NanoMTEB-Dutch / open_tender
Overview
open_tender is a Dutch public-procurement retrieval task from MTEB-NL. Queries are tender titles or short procurement descriptions, and documents are tender call descriptions from Belgian and Dutch public procurement records. The Nano split contains 199 queries, 10,000 documents, and 199 positive qrel rows, with exactly one positive document per query. It evaluates retrieval over administrative, contractual, supplier, service, construction, insurance, and public-sector procurement language.

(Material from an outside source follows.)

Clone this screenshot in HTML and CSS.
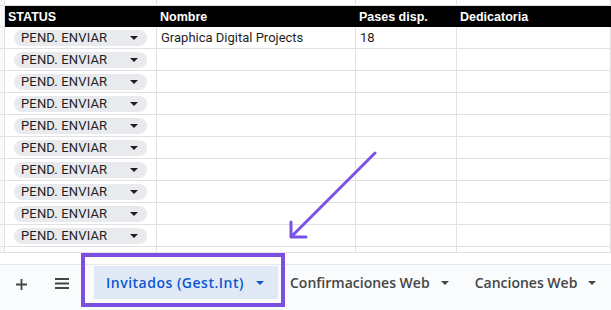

The task is a title-to-description retrieval problem with formal domain vocabulary. BM25 is the strongest nDCG@10 source, dense retrieval is weaker, and reranking_hybrid gives the highest hit@10 and recall@100. This indicates that procurement titles often share important terms with the correct notice, but hybrid search improves coverage by adding semantically related candidates. The task is useful for evaluating whether retrieval systems can handle precise public-sector descriptions and same-category hard negatives.
Details
What the Original Data Measures
MTEB-NL and E5-NL includes OpenTenderRetrieval as a Dutch retrieval task based on Belgian and Dutch tender calls. The retrieval framing matches tender titles or short title-like queries to tender descriptions. No standalone paper for this exact retrieval dataset was confirmed; interpretation relies on the MTEB-NL paper, the Hugging Face source dataset card, MTEB metadata, and observed Nano examples.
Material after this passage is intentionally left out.